■ Task details ■
Repeat the material below exactly, with no pictures.

■ Data shown ■
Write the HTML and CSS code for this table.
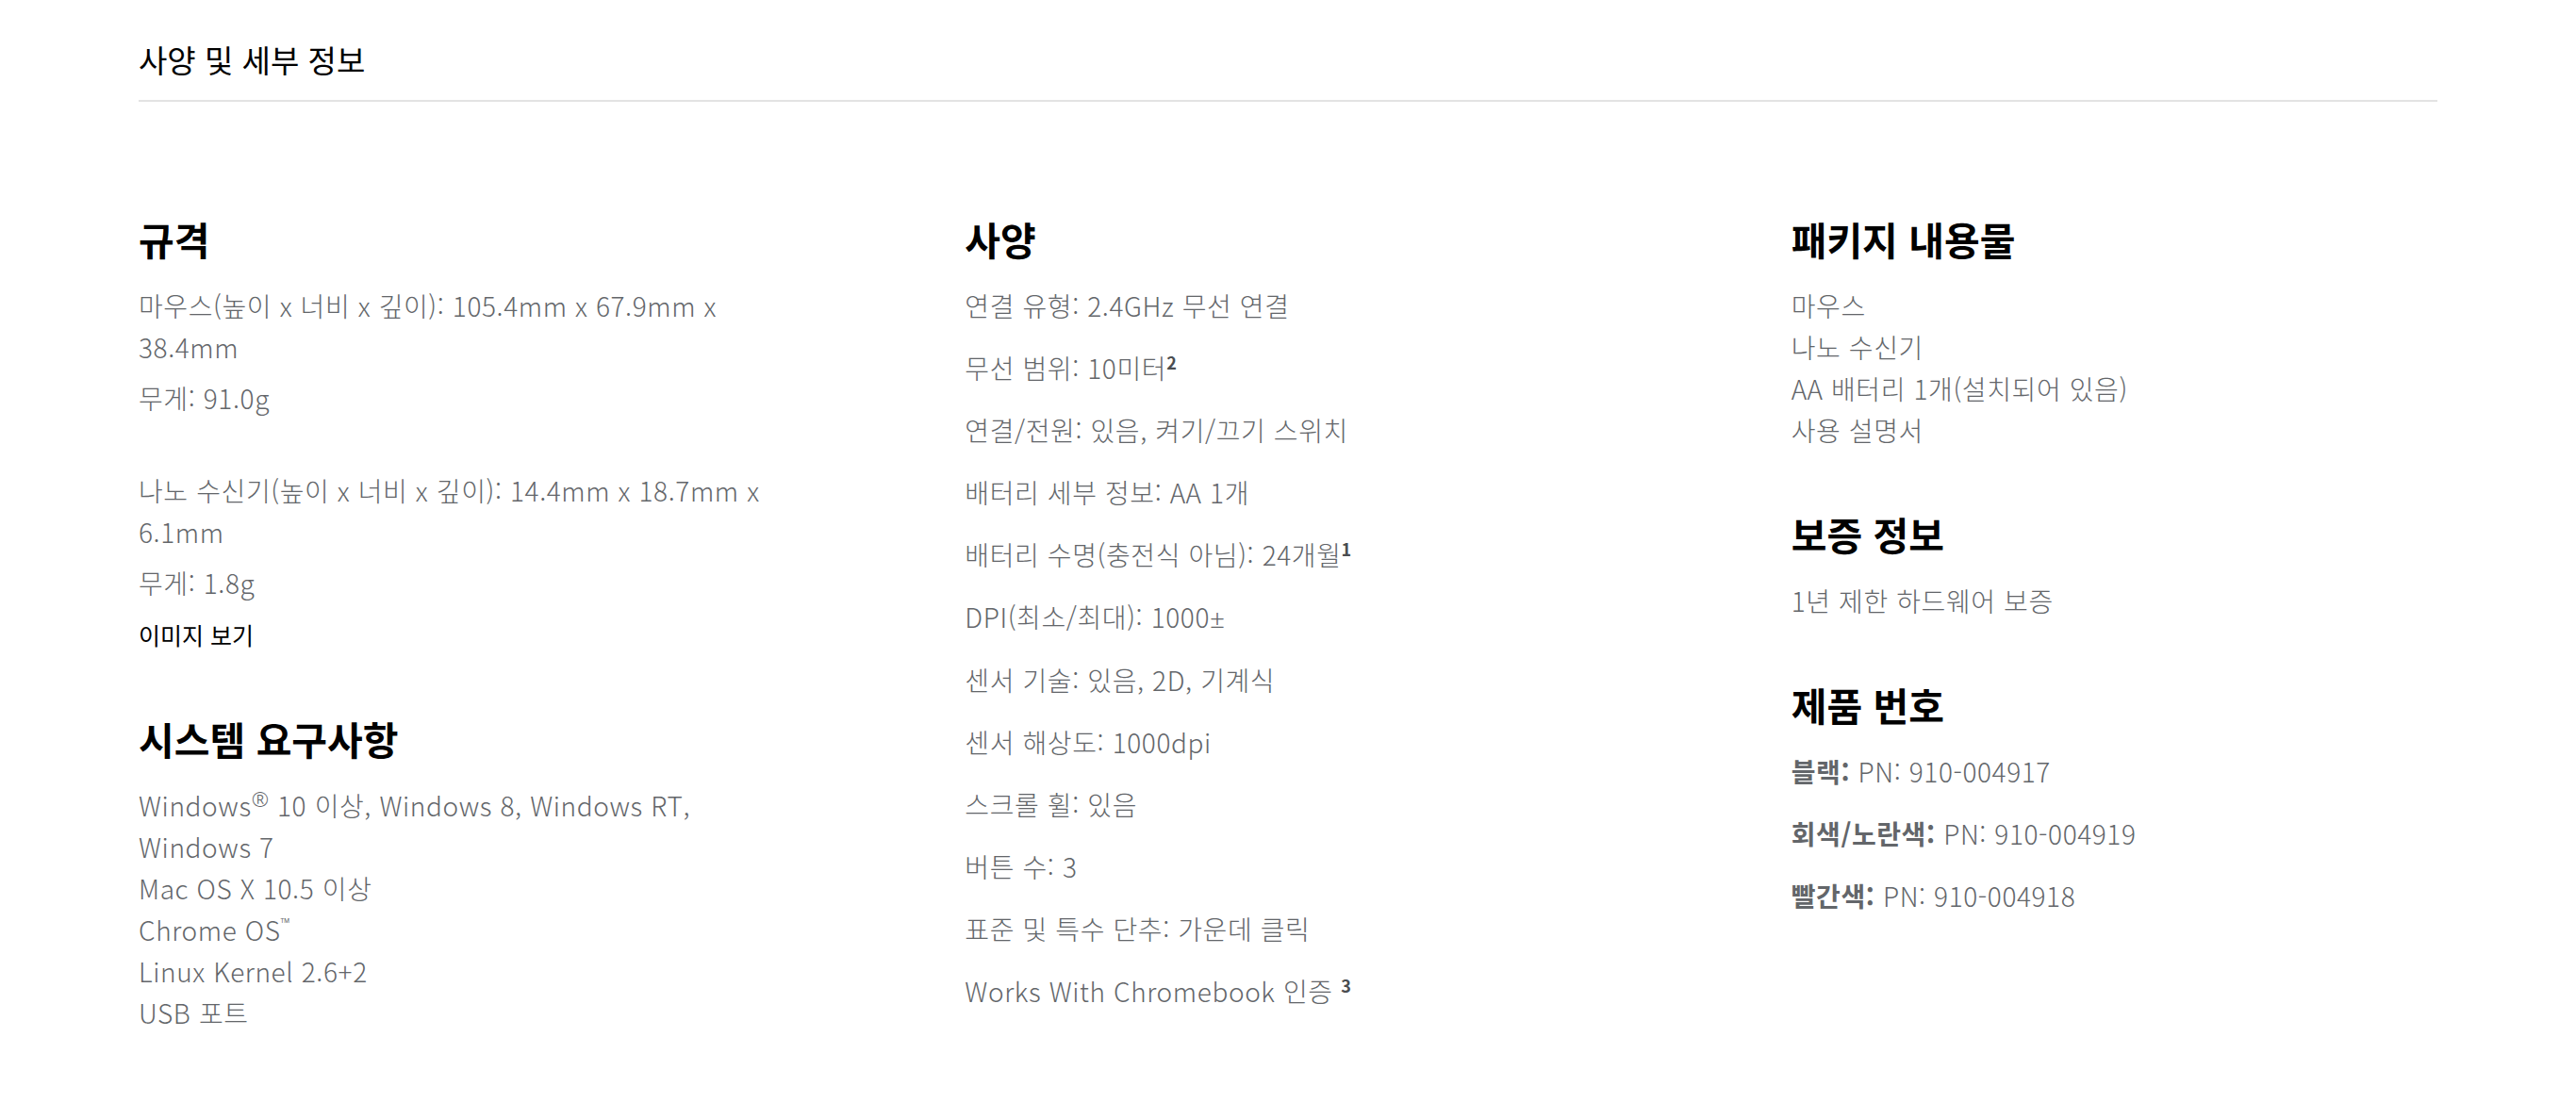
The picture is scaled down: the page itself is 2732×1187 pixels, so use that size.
FILE: index.html
```html
<!DOCTYPE html>
<html lang="ko">
<head>
<meta charset="utf-8">
<title>사양 및 세부 정보</title>
<link rel="stylesheet" href="styles.css">
</head>
<body>
<div class="page">
  <div class="specs-header">사양 및 세부 정보</div>
  <div class="specs-grid">
    <div class="col">
      <section class="block">
        <h3 class="block-title">규격</h3>
        <p class="text">마우스(높이 x 너비 x 깊이): 105.4mm x 67.9mm x 38.4mm</p>
        <p class="text">무게: 91.0g<br>&nbsp;</p>
        <p class="text">나노 수신기(높이 x 너비 x 깊이): 14.4mm x 18.7mm x 6.1mm</p>
        <p class="text">무게: 1.8g</p>
        <p class="text"><a class="link" href="#">이미지 보기</a></p>
      </section>
      <section class="block">
        <h3 class="block-title">시스템 요구사항</h3>
        <p class="text">Windows<sup class="mark">®</sup> 10 이상, Windows 8, Windows RT, Windows 7<br>Mac OS X 10.5 이상<br>Chrome OS<sup class="mark tm">™</sup><br>Linux Kernel 2.6+2<br>USB 포트</p>
      </section>
    </div>
    <div class="col">
      <section class="block">
        <h3 class="block-title">사양</h3>
        <ul class="items">
          <li>연결 유형: 2.4GHz 무선 연결</li>
          <li>무선 범위: 10미터<sup class="note">2</sup></li>
          <li>연결/전원: 있음, 켜기/끄기 스위치</li>
          <li>배터리 세부 정보: AA 1개</li>
          <li>배터리 수명(충전식 아님): 24개월<sup class="note">1</sup></li>
          <li>DPI(최소/최대): 1000<span class="latin">±</span></li>
          <li>센서 기술: 있음, 2D, 기계식</li>
          <li>센서 해상도: 1000dpi</li>
          <li>스크롤 휠: 있음</li>
          <li>버튼 수: 3</li>
          <li>표준 및 특수 단추: 가운데 클릭</li>
          <li>Works With Chromebook 인증 <sup class="note">3</sup></li>
        </ul>
      </section>
    </div>
    <div class="col">
      <section class="block">
        <h3 class="block-title">패키지 내용물</h3>
        <p class="text">마우스<br>나노 수신기<br>AA 배터리 1개(설치되어 있음)<br>사용 설명서</p>
      </section>
      <section class="block">
        <h3 class="block-title">보증 정보</h3>
        <p class="text">1년 제한 하드웨어 보증</p>
      </section>
      <section class="block">
        <h3 class="block-title">제품 번호</h3>
        <ul class="items">
          <li><b class="label">블랙:</b> PN: 910-004917</li>
          <li><b class="label">회색/노란색:</b> PN: 910-004919</li>
          <li><b class="label">빨간색:</b> PN: 910-004918</li>
        </ul>
      </section>
    </div>
  </div>
</div>
</body>
</html>
```

FILE: styles.css
```css
html, body {
  margin: 0;
  padding: 0;
  background: #ffffff;
}

body {
  font-family: "Noto Sans CJK KR", "Noto Sans", sans-serif;
  color: #63666a;
}

.page {
  width: 2438px;
  margin: 0 auto;
}

.specs-header {
  padding-top: 41px;
  padding-bottom: 21px;
  font-size: 33px;
  line-height: 44px;
  font-weight: 400;
  color: #000000;
  border-bottom: 2px solid #e3e3e3;
}

.specs-grid {
  display: grid;
  grid-template-columns: repeat(3, 1fr);
  column-gap: 191px;
  padding-top: 119px;
}

.col {
  display: flex;
  flex-direction: column;
  gap: 62px;
}

.block-title {
  margin: 0 0 23px;
  font-size: 41px;
  line-height: 52px;
  font-weight: 700;
  color: #000000;
}

.text {
  margin: 0 0 10px;
  max-width: 680px;
  font-size: 28px;
  line-height: 44px;
  font-weight: 300;
  letter-spacing: 0.6px;
}

.text:last-child {
  margin-bottom: 0;
}

.link {
  color: #000000;
  text-decoration: none;
  font-size: 25px;
  font-weight: 400;
  letter-spacing: 0;
}

.items {
  list-style: none;
  margin: 0;
  padding: 0;
  display: flex;
  flex-direction: column;
  gap: 22px;
}

.items li {
  font-size: 28px;
  line-height: 44px;
  font-weight: 300;
  letter-spacing: 0.6px;
}

.latin {
  font-family: "Noto Sans", sans-serif;
}

.note {
  font-size: 18px;
  font-weight: 700;
  line-height: 0;
  vertical-align: 10px;
  color: #4a4d50;
}

.mark {
  font-family: "Noto Sans", sans-serif;
  font-size: 22px;
  line-height: 0;
  vertical-align: 10px;
}

.mark.tm {
  font-size: 14px;
  vertical-align: 14px;
}

.label {
  font-weight: 700;
}
```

■ Full solution ■
Write the HTML and CSS code for this table.
The picture is scaled down: the page itself is 2732×1187 pixels, so use that size.
FILE: index.html
```html
<!DOCTYPE html>
<html lang="ko">
<head>
<meta charset="utf-8">
<title>사양 및 세부 정보</title>
<link rel="stylesheet" href="styles.css">
</head>
<body>
<div class="page">
  <div class="specs-header">사양 및 세부 정보</div>
  <div class="specs-grid">
    <div class="col">
      <section class="block">
        <h3 class="block-title">규격</h3>
        <p class="text">마우스(높이 x 너비 x 깊이): 105.4mm x 67.9mm x 38.4mm</p>
        <p class="text">무게: 91.0g<br>&nbsp;</p>
        <p class="text">나노 수신기(높이 x 너비 x 깊이): 14.4mm x 18.7mm x 6.1mm</p>
        <p class="text">무게: 1.8g</p>
        <p class="text"><a class="link" href="#">이미지 보기</a></p>
      </section>
      <section class="block">
        <h3 class="block-title">시스템 요구사항</h3>
        <p class="text">Windows<sup class="mark">®</sup> 10 이상, Windows 8, Windows RT, Windows 7<br>Mac OS X 10.5 이상<br>Chrome OS<sup class="mark tm">™</sup><br>Linux Kernel 2.6+2<br>USB 포트</p>
      </section>
    </div>
    <div class="col">
      <section class="block">
        <h3 class="block-title">사양</h3>
        <ul class="items">
          <li>연결 유형: 2.4GHz 무선 연결</li>
          <li>무선 범위: 10미터<sup class="note">2</sup></li>
          <li>연결/전원: 있음, 켜기/끄기 스위치</li>
          <li>배터리 세부 정보: AA 1개</li>
          <li>배터리 수명(충전식 아님): 24개월<sup class="note">1</sup></li>
          <li>DPI(최소/최대): 1000<span class="latin">±</span></li>
          <li>센서 기술: 있음, 2D, 기계식</li>
          <li>센서 해상도: 1000dpi</li>
          <li>스크롤 휠: 있음</li>
          <li>버튼 수: 3</li>
          <li>표준 및 특수 단추: 가운데 클릭</li>
          <li>Works With Chromebook 인증 <sup class="note">3</sup></li>
        </ul>
      </section>
    </div>
    <div class="col">
      <section class="block">
        <h3 class="block-title">패키지 내용물</h3>
        <p class="text">마우스<br>나노 수신기<br>AA 배터리 1개(설치되어 있음)<br>사용 설명서</p>
      </section>
      <section class="block">
        <h3 class="block-title">보증 정보</h3>
        <p class="text">1년 제한 하드웨어 보증</p>
      </section>
      <section class="block">
        <h3 class="block-title">제품 번호</h3>
        <ul class="items">
          <li><b class="label">블랙:</b> PN: 910-004917</li>
          <li><b class="label">회색/노란색:</b> PN: 910-004919</li>
          <li><b class="label">빨간색:</b> PN: 910-004918</li>
        </ul>
      </section>
    </div>
  </div>
</div>
</body>
</html>
```

FILE: styles.css
```css
html, body {
  margin: 0;
  padding: 0;
  background: #ffffff;
}

body {
  font-family: "Noto Sans CJK KR", "Noto Sans", sans-serif;
  color: #63666a;
}

.page {
  width: 2438px;
  margin: 0 auto;
}

.specs-header {
  padding-top: 41px;
  padding-bottom: 21px;
  font-size: 33px;
  line-height: 44px;
  font-weight: 400;
  color: #000000;
  border-bottom: 2px solid #e3e3e3;
}

.specs-grid {
  display: grid;
  grid-template-columns: repeat(3, 1fr);
  column-gap: 191px;
  padding-top: 119px;
}

.col {
  display: flex;
  flex-direction: column;
  gap: 62px;
}

.block-title {
  margin: 0 0 23px;
  font-size: 41px;
  line-height: 52px;
  font-weight: 700;
  color: #000000;
}

.text {
  margin: 0 0 10px;
  max-width: 680px;
  font-size: 28px;
  line-height: 44px;
  font-weight: 300;
  letter-spacing: 0.6px;
}

.text:last-child {
  margin-bottom: 0;
}

.link {
  color: #000000;
  text-decoration: none;
  font-size: 25px;
  font-weight: 400;
  letter-spacing: 0;
}

.items {
  list-style: none;
  margin: 0;
  padding: 0;
  display: flex;
  flex-direction: column;
  gap: 22px;
}

.items li {
  font-size: 28px;
  line-height: 44px;
  font-weight: 300;
  letter-spacing: 0.6px;
}

.latin {
  font-family: "Noto Sans", sans-serif;
}

.note {
  font-size: 18px;
  font-weight: 700;
  line-height: 0;
  vertical-align: 10px;
  color: #4a4d50;
}

.mark {
  font-family: "Noto Sans", sans-serif;
  font-size: 22px;
  line-height: 0;
  vertical-align: 10px;
}

.mark.tm {
  font-size: 14px;
  vertical-align: 14px;
}

.label {
  font-weight: 700;
}
```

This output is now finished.